:: EXERCISE BRIEF ::
Repeat, exactly and only, the lines from the beginning of the data through the line with "MessageSquare, ShieldCheck, UploadCloud". Pictures are left out.

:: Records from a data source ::
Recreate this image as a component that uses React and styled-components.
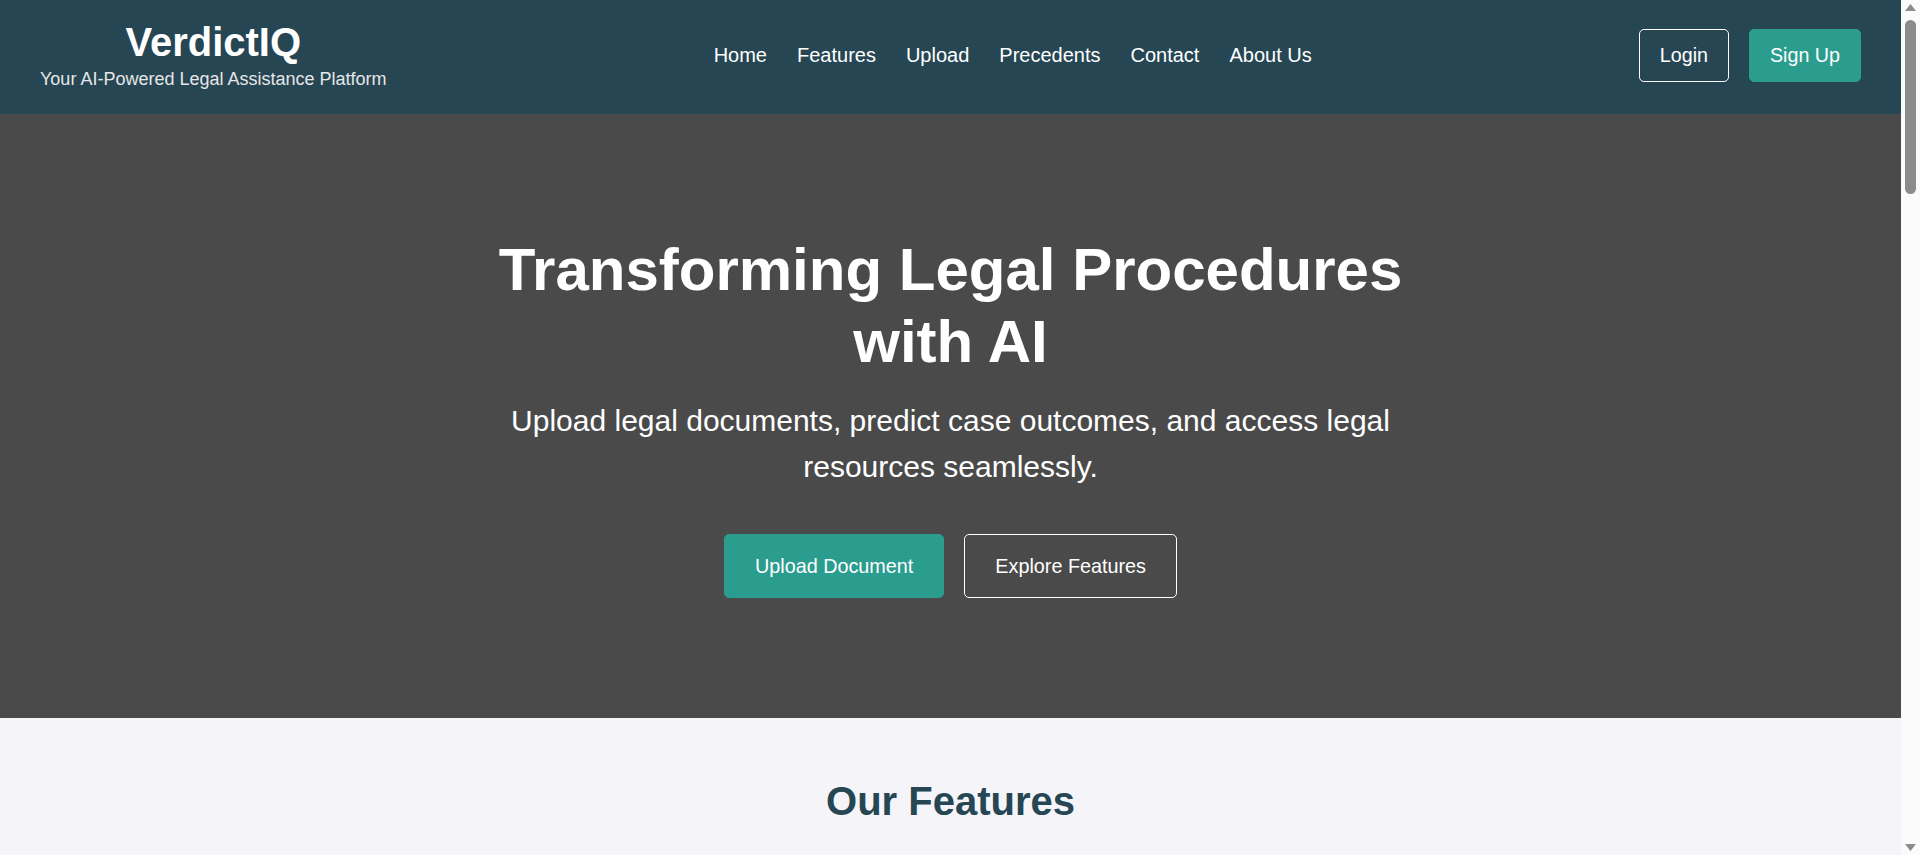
import styled, { createGlobalStyle } from 'styled-components';
import { FileUp, Scale, BookOpen, Gavel, MessageSquare, ShieldCheck, UploadCloud } from 'lucide-react';

const GlobalStyle = createGlobalStyle`
  html, body {
    margin: 0;
    padding: 0;
  }
  body {
    margin-right: 19px;
    font-family: 'Liberation Sans', Arial, sans-serif;
    background: #f4f4f9;
    color: #333;
  }
  * {
    box-sizing: border-box;
  }
`;

const features = [
  { icon: FileUp, title: 'Document Upload', text: 'Upload contracts, petitions and case files in PDF or Word format and let our AI extract the key facts, parties and clauses in seconds.' },
  { icon: Scale, title: 'Outcome Prediction', text: 'Get a data-driven estimate of how your case is likely to be decided, based on thousands of past judgments with similar facts.' },
  { icon: BookOpen, title: 'Precedent Search', text: 'Find relevant precedents instantly. Search by keyword, statute or court and read concise summaries of each decision.' },
  { icon: Gavel, title: 'Legal Procedures', text: 'Step-by-step guidance through filing, hearings and appeals, so you always know what comes next in your matter.' },
  { icon: MessageSquare, title: 'AI Legal Assistant', text: 'Ask questions in plain language and receive clear answers with references to the laws and cases that apply.' },
  { icon: ShieldCheck, title: 'Secure & Private', text: 'Your documents are encrypted end to end and never shared. You stay in full control of your data at all times.' },
];

const precedents = [
  { court: 'Supreme Court', year: '2021', title: 'State v. Harrington', text: 'Clarified the standard of proof required for admitting digital evidence in criminal proceedings.' },
  { court: 'High Court', year: '2019', title: 'Mehta Holdings v. Union Bank', text: 'Established limits on the enforcement of penalty clauses in commercial loan agreements.' },
  { court: 'Court of Appeal', year: '2022', title: 'Rivera v. Coastal Housing', text: 'Confirmed tenant protections against eviction without proper written notice and hearing.' },
];

// the browser scrollbar seen on the right edge of the page
function ScrollRail() {
  return (
    <S.Rail>
      <S.Arrow viewBox="0 0 19 17">
        <polygon points="4,11 15,11 9.5,4" />
      </S.Arrow>
      <S.Thumb />
      <S.Arrow viewBox="0 0 19 17" $bottom>
        <polygon points="4,6 15,6 9.5,13" />
      </S.Arrow>
    </S.Rail>
  );
}

function App() {
  return (
    <>
      <GlobalStyle />
      <S.Header>
        <S.Brand>
          <S.Logo>VerdictIQ</S.Logo>
          <S.Tagline>Your AI-Powered Legal Assistance Platform</S.Tagline>
        </S.Brand>
        <S.Nav>
          {['Home', 'Features', 'Upload', 'Precedents', 'Contact', 'About Us'].map((item) => (
            <S.NavLink key={item} href="#">
              {item}
            </S.NavLink>
          ))}
        </S.Nav>
        <S.Actions>
          <S.HeaderButton $variant="outline">Login</S.HeaderButton>
          <S.HeaderButton $variant="solid">Sign Up</S.HeaderButton>
        </S.Actions>
      </S.Header>

      <S.Hero>
        <S.HeroInner>
          <S.HeroTitle>Transforming Legal Procedures with AI</S.HeroTitle>
          <S.HeroText>
            Upload legal documents, predict case outcomes, and access legal resources seamlessly.
          </S.HeroText>
          <S.HeroActions>
            <S.HeroButton $variant="solid">Upload Document</S.HeroButton>
            <S.HeroButton $variant="outline">Explore Features</S.HeroButton>
          </S.HeroActions>
        </S.HeroInner>
      </S.Hero>

      <S.Section $bg="#f4f4f9">
        <S.SectionTitle>Our Features</S.SectionTitle>
        <S.CardGrid>
          {features.map(({ icon: Icon, title, text }) => (
            <S.Card key={title}>
              <S.CardIcon>
                <Icon size={34} strokeWidth={1.8} />
              </S.CardIcon>
              <S.CardTitle>{title}</S.CardTitle>
              <S.CardText>{text}</S.CardText>
            </S.Card>
          ))}
        </S.CardGrid>
      </S.Section>

      <S.Section $bg="#ffffff">
        <S.SectionTitle>Upload Your Document</S.SectionTitle>
        <S.Dropzone>
          <UploadCloud size={56} strokeWidth={1.5} color="#2a9d8f" />
          <S.DropText>Drag and drop your file here, or click to browse</S.DropText>
          <S.DropHint>Supported formats: PDF, DOCX, TXT (max 20 MB)</S.DropHint>
          <S.HeroButton $variant="solid">Choose File</S.HeroButton>
        </S.Dropzone>
      </S.Section>

      <S.Section $bg="#f4f4f9">
        <S.SectionTitle>Recent Precedents</S.SectionTitle>
        <S.CardGrid>
          {precedents.map((p) => (
            <S.Card key={p.title}>
              <S.Meta>
                {p.court} · {p.year}
              </S.Meta>
              <S.CardTitle>{p.title}</S.CardTitle>
              <S.CardText>{p.text}</S.CardText>
            </S.Card>
          ))}
        </S.CardGrid>
      </S.Section>

      <S.Section $bg="#ffffff">
        <S.SectionTitle>Contact Us</S.SectionTitle>
        <S.Form>
          <S.Input placeholder="Your Name" />
          <S.Input placeholder="Your Email" />
          <S.TextArea placeholder="Your Message" rows={6} />
          <S.HeroButton $variant="solid">Send Message</S.HeroButton>
        </S.Form>
      </S.Section>

      <S.Section $bg="#f4f4f9">
        <S.SectionTitle>About Us</S.SectionTitle>
        <S.About>
          VerdictIQ brings artificial intelligence to everyday legal work. Our team of lawyers and
          engineers builds tools that make legal procedures faster, clearer and more accessible for
          individuals, students and practitioners alike.
        </S.About>
        <S.About>
          From document analysis to outcome prediction, every feature is designed to save time and
          help you make better informed decisions.
        </S.About>
      </S.Section>

      <S.Footer>
        <S.FooterBrand>VerdictIQ</S.FooterBrand>
        <S.FooterText>© 2024 VerdictIQ. All rights reserved.</S.FooterText>
      </S.Footer>

      <ScrollRail />
    </>
  );
}

export default App;

const S = {
  Header: styled.header`
    display: flex;
    justify-content: space-between;
    align-items: center;
    padding: 20px 40px 24px;
    background-color: #264653;
    color: #fff;
  `,
  Brand: styled.div`
    text-align: center;
  `,
  Logo: styled.h1`
    margin: 0;
    font-size: 40px;
    line-height: 44px;
    font-weight: 700;
  `,
  Tagline: styled.p`
    margin: 5px 0 0;
    font-size: 18px;
    line-height: 21px;
    color: #e6e6e6;
  `,
  Nav: styled.nav`
    display: flex;
    gap: 30px;
  `,
  NavLink: styled.a`
    color: #fff;
    text-decoration: none;
    font-size: 20px;
    line-height: 23px;
  `,
  Actions: styled.div`
    display: flex;
    gap: 20px;
  `,
  HeaderButton: styled.button`
    padding: 15px 20px;
    font-family: inherit;
    font-size: 19.7px;
    line-height: 21px;
    color: #fff;
    border-radius: 5px;
    cursor: pointer;
    background-color: ${(props) => (props.$variant === 'solid' ? '#2a9d8f' : 'transparent')};
    border: 1px solid ${(props) => (props.$variant === 'solid' ? '#2a9d8f' : '#fff')};
  `,
  Hero: styled.section`
    padding: 120px 20px;
    background-color: #4a4a4a;
    color: #fff;
    text-align: center;
  `,
  HeroInner: styled.div`
    max-width: 920px;
    margin: 0 auto;
  `,
  HeroTitle: styled.h2`
    margin: 0;
    font-size: 60px;
    line-height: 72px;
    font-weight: 700;
  `,
  HeroText: styled.p`
    margin: 20px 0 44px;
    font-size: 30px;
    line-height: 46px;
  `,
  HeroActions: styled.div`
    display: flex;
    justify-content: center;
    gap: 20px;
  `,
  HeroButton: styled.button`
    padding: 20px 30px;
    font-family: inherit;
    font-size: 19.8px;
    line-height: 22px;
    color: #fff;
    border-radius: 5px;
    cursor: pointer;
    background-color: ${(props) => (props.$variant === 'solid' ? '#2a9d8f' : 'transparent')};
    border: 1px solid ${(props) => (props.$variant === 'solid' ? '#2a9d8f' : '#fff')};
  `,
  Section: styled.section`
    padding: 60px 40px;
    background-color: ${(props) => props.$bg};
    text-align: center;
  `,
  SectionTitle: styled.h2`
    margin: 0 0 40px;
    font-size: 40px;
    line-height: 46px;
    font-weight: 700;
    color: #264653;
  `,
  CardGrid: styled.div`
    display: grid;
    grid-template-columns: repeat(3, 1fr);
    gap: 30px;
    max-width: 1400px;
    margin: 0 auto;
  `,
  Card: styled.div`
    padding: 36px 30px;
    background-color: #fff;
    border-radius: 10px;
    box-shadow: 0 4px 12px rgba(0, 0, 0, 0.08);
    text-align: left;
  `,
  CardIcon: styled.div`
    display: flex;
    align-items: center;
    justify-content: center;
    width: 64px;
    height: 64px;
    margin-bottom: 20px;
    border-radius: 50%;
    background-color: rgba(42, 157, 143, 0.12);
    color: #2a9d8f;
  `,
  CardTitle: styled.h3`
    margin: 0 0 12px;
    font-size: 25px;
    color: #264653;
  `,
  CardText: styled.p`
    margin: 0;
    font-size: 18px;
    line-height: 1.6;
    color: #555;
  `,
  Meta: styled.div`
    margin-bottom: 10px;
    font-size: 16px;
    color: #2a9d8f;
    text-transform: uppercase;
    letter-spacing: 1px;
  `,
  Dropzone: styled.div`
    display: flex;
    flex-direction: column;
    align-items: center;
    gap: 18px;
    max-width: 900px;
    margin: 0 auto;
    padding: 60px 30px;
    border: 2px dashed #2a9d8f;
    border-radius: 12px;
    background-color: #f9fbfb;
  `,
  DropText: styled.p`
    margin: 0;
    font-size: 22px;
    color: #264653;
  `,
  DropHint: styled.p`
    margin: 0 0 10px;
    font-size: 17px;
    color: #777;
  `,
  Form: styled.form`
    display: flex;
    flex-direction: column;
    align-items: stretch;
    gap: 20px;
    max-width: 700px;
    margin: 0 auto;
  `,
  Input: styled.input`
    padding: 16px 18px;
    font-family: inherit;
    font-size: 18px;
    border: 1px solid #ccc;
    border-radius: 5px;
  `,
  TextArea: styled.textarea`
    padding: 16px 18px;
    font-family: inherit;
    font-size: 18px;
    border: 1px solid #ccc;
    border-radius: 5px;
    resize: vertical;
  `,
  About: styled.p`
    max-width: 900px;
    margin: 0 auto 20px;
    font-size: 20px;
    line-height: 1.7;
    color: #444;
  `,
  Footer: styled.footer`
    padding: 50px 40px;
    background-color: #264653;
    color: #fff;
    text-align: center;
  `,
  FooterBrand: styled.div`
    font-size: 30px;
    font-weight: 700;
    margin-bottom: 10px;
  `,
  FooterText: styled.div`
    font-size: 17px;
    color: #ccc;
  `,
  Rail: styled.div`
    position: fixed;
    top: 0;
    right: 0;
    display: flex;
    flex-direction: column;
    width: 19px;
    height: 100vh;
    background-color: #fbfbfb;
  `,
  Arrow: styled.svg`
    display: block;
    flex: none;
    width: 19px;
    height: 17px;
    margin-top: ${(props) => (props.$bottom ? 'auto' : '0')};
    fill: #8b8b8b;
  `,
  Thumb: styled.div`
    flex: none;
    width: 11px;
    height: 174px;
    margin: 3px 0 0 4px;
    border-radius: 6px;
    background-color: #8b8b8b;
  `,
};
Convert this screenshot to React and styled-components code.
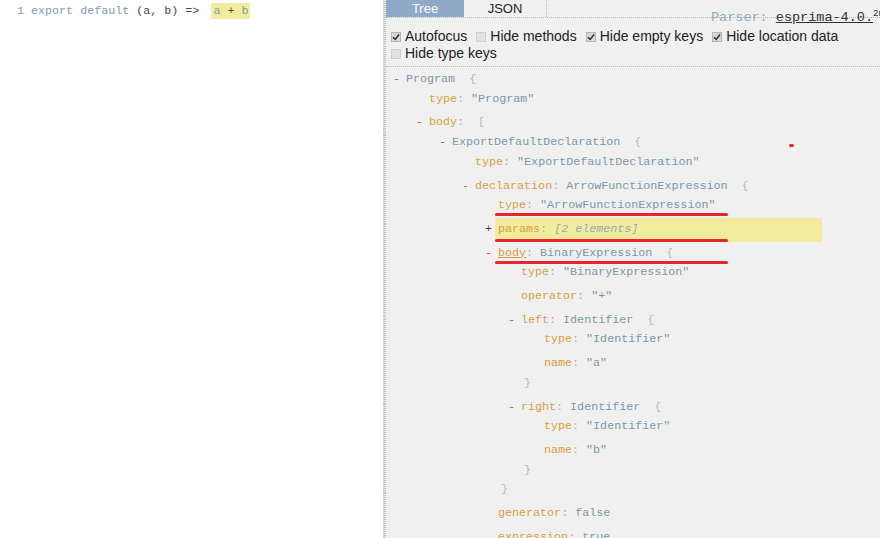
import React from "react"
import styled, { createGlobalStyle } from "styled-components"

const GlobalStyle = createGlobalStyle`
  html, body {
    margin: 0;
    padding: 0;
    background: #fff;
  }
  body {
    font-family: "Liberation Sans", Arial, sans-serif;
  }
`

const mono = `"Liberation Mono", "Courier New", monospace`

const Page = styled.div`
  display: flex;
  width: 880px;
  height: 538px;
  overflow: hidden;
`

const Editor = styled.div`
  width: 383px;
  flex: none;
  background: #fff;
  padding: 3px 0 0 17px;
  box-sizing: border-box;
  font-family: ${mono};
  font-size: 11.7px;
  line-height: 16px;
  white-space: pre;
`

const Gutter = styled.span`
  color: #8b9ea8;
`

const Keyword = styled.span`
  color: #7c9cae;
`

const Plain = styled.span`
  color: #4a4a4a;
`

const Mark = styled.span`
  background: #f3ec9c;
  margin-left: -2px;
  padding: 0 2px;
  display: inline-block;
`

const Panel = styled.div`
  flex: 1;
  position: relative;
  overflow: hidden;
  background: #f0f0f0;
  border-left: 3px solid #d4d4d4;
  border-image: repeating-linear-gradient(#c4c4c4 0 1px, #e8e8e8 1px 2px) 3;
`

const TabBar = styled.div`
  display: flex;
  height: 17px;
  border-bottom: 1px dotted #b8b8b8;
`

const Tab = styled.div`
  flex: none;
  width: ${p => p.$width}px;
  text-align: center;
  font-size: 13px;
  line-height: 17px;
  color: ${p => (p.$active ? "#fff" : "#222")};
  background: ${p => (p.$active ? "#8eaac6" : "transparent")};
  border-right: ${p => (p.$active ? "none" : "1px dotted #b8b8b8")};
`

const Parser = styled.div`
  flex: none;
  margin: 6px 0 0 164px;
  font-family: ${mono};
  font-size: 13.5px;
  line-height: 16px;
  white-space: nowrap;
  color: #8fa9ba;
`

const ParserName = styled.span`
  color: #333;
  text-decoration: underline;
`

const Timing = styled.span`
  font-size: 9px;
  vertical-align: 5px;
  color: #333;
`

const Options = styled.div`
  display: flex;
  flex-wrap: wrap;
  column-gap: 9px;
  padding: 10px 0 4px 5px;
  border-bottom: 1px dotted #b8b8b8;
  font-size: 14px;
  line-height: 17px;
  color: #222;
`

const Option = styled.label`
  display: inline-flex;
  align-items: center;
  gap: 4px;
`

const Box = styled.span`
  display: inline-flex;
  align-items: center;
  justify-content: center;
  width: 10px;
  height: 10px;
  box-sizing: border-box;
  border: 1px solid ${p => (p.$checked ? "#b4b4b4" : "#cfcfcf")};
  background: ${p => (p.$checked ? "#d8d8d8" : "#e2e2e2")};
`

const Tree = styled.ul`
  margin: 0;
  padding: 1px 0 0 20px;
  list-style: none;
  font-family: ${mono};
  font-size: 11.7px;
`

const Children = styled.ul`
  margin: 0;
  padding: 0 0 0 23px;
  list-style: none;
`

const Entry = styled.li`
  padding: 4px 0;
  ${p =>
    p.$mark &&
    `
    background: #f3ec9c;
    margin-left: -3px;
    padding-left: 3px;
    width: 324px;
  `}
`

const Line = styled.div`
  position: relative;
  line-height: 15.7px;
  white-space: pre;
`

const Toggle = styled.span`
  display: inline-block;
  width: 13px;
  margin-left: -13px;
  color: ${p => (p.$open ? "#e0452f" : "#444")};
`

const Key = styled.span`
  color: #d69e3e;
  text-decoration: ${p => (p.$hover ? "underline" : "none")};
`

const Punct = styled.span`
  color: #9fb0ba;
`

const Value = styled.span`
  color: #7898ab;
`

const Brace = styled.span`
  color: #a9bac4;
`

const Collapsed = styled.span`
  color: #94aab8;
  font-style: italic;
`

const Closing = styled.div`
  padding-left: 3px;
  line-height: 15.7px;
  color: #a9bac4;
`

const Scribble = styled.span`
  position: absolute;
  left: -3px;
  top: ${p => p.$top}px;
  width: 233px;
  height: 3px;
  border-radius: 2px;
  background: #e8262b;
`

const Dot = styled.span`
  position: absolute;
  left: 403px;
  top: 144px;
  width: 5px;
  height: 3px;
  border-radius: 2px;
  background: #e8262b;
`

const ast = {
  type: "Program",
  children: [
    { name: "type", value: '"Program"' },
    {
      name: "body",
      brace: "[",
      children: [
        {
          type: "ExportDefaultDeclaration",
          children: [
            { name: "type", value: '"ExportDefaultDeclaration"' },
            {
              name: "declaration",
              type: "ArrowFunctionExpression",
              children: [
                { name: "type", value: '"ArrowFunctionExpression"', scribble: 15 },
                { name: "params", collapsed: "2 elements", mark: true, scribble: 17 },
                {
                  name: "body",
                  type: "BinaryExpression",
                  hover: true,
                  scribble: 15,
                  children: [
                    { name: "type", value: '"BinaryExpression"' },
                    { name: "operator", value: '"+"' },
                    {
                      name: "left",
                      type: "Identifier",
                      children: [
                        { name: "type", value: '"Identifier"' },
                        { name: "name", value: '"a"' },
                      ],
                    },
                    {
                      name: "right",
                      type: "Identifier",
                      children: [
                        { name: "type", value: '"Identifier"' },
                        { name: "name", value: '"b"' },
                      ],
                    },
                  ],
                },
                { name: "generator", value: "false" },
                { name: "expression", value: "true" },
                { name: "async", value: "false" },
              ],
            },
          ],
        },
      ],
    },
  ],
}

const options = [
  { label: "Autofocus", checked: true },
  { label: "Hide methods", checked: false },
  { label: "Hide empty keys", checked: true },
  { label: "Hide location data", checked: true },
  { label: "Hide type keys", checked: false },
]

const Check = () => (
  <svg width="8" height="8" viewBox="0 0 8 8">
    <path d="M1 4.2 L3.2 6.4 L7 1.4" fill="none" stroke="#333" strokeWidth="1.6" />
  </svg>
)

const Node = ({ node }) => {
  const { name, type, value, children, collapsed, brace = "{" } = node
  const open = !!children
  return (
    <Entry $mark={node.mark}>
      <Line>
        {(open || collapsed) && <Toggle $open={open}>{open ? "-" : "+"}</Toggle>}
        {name && <Key $hover={node.hover}>{name}</Key>}
        {name && <Punct>{type || value || collapsed ? ": " : ":"}</Punct>}
        {type && <Value>{type}</Value>}
        {value && <Value>{value}</Value>}
        {collapsed && <Collapsed>[{collapsed}]</Collapsed>}
        {open && <Brace>{"  " + brace}</Brace>}
        {node.scribble != null && <Scribble $top={node.scribble} />}
      </Line>
      {open && (
        <>
          <Children>
            {children.map((child, i) => (
              <Node key={i} node={child} />
            ))}
          </Children>
          <Closing>{brace === "[" ? "]" : "}"}</Closing>
        </>
      )}
    </Entry>
  )
}

export default function App() {
  return (
    <>
      <GlobalStyle />
      <Page>
        <Editor>
          <Gutter>1 </Gutter>
          <Keyword>export default </Keyword>
          <Plain>(a, b) =&gt;  </Plain>
          <Mark>
            <Keyword>a </Keyword>
            <Plain>+</Plain>
            <Keyword> b</Keyword>
          </Mark>
        </Editor>
        <Panel>
          <TabBar>
            <Tab $active $width={78}>Tree</Tab>
            <Tab $width={82}>JSON</Tab>
            <Parser>
              Parser: <ParserName>esprima-4.0.</ParserName>
              <Timing>2ms</Timing>
            </Parser>
          </TabBar>
          <Options>
            {options.map(o => (
              <Option key={o.label}>
                <Box $checked={o.checked}>{o.checked && <Check />}</Box>
                {o.label}
              </Option>
            ))}
          </Options>
          <Tree>
            <Node node={ast} />
          </Tree>
          <Dot />
        </Panel>
      </Page>
    </>
  )
}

:: EXERCISE RESULT ::
Recreate this image as a component that uses React and styled-components.
import styled, { createGlobalStyle } from 'styled-components';
import { FileUp, Scale, BookOpen, Gavel, MessageSquare, ShieldCheck, UploadCloud } from 'lucide-react';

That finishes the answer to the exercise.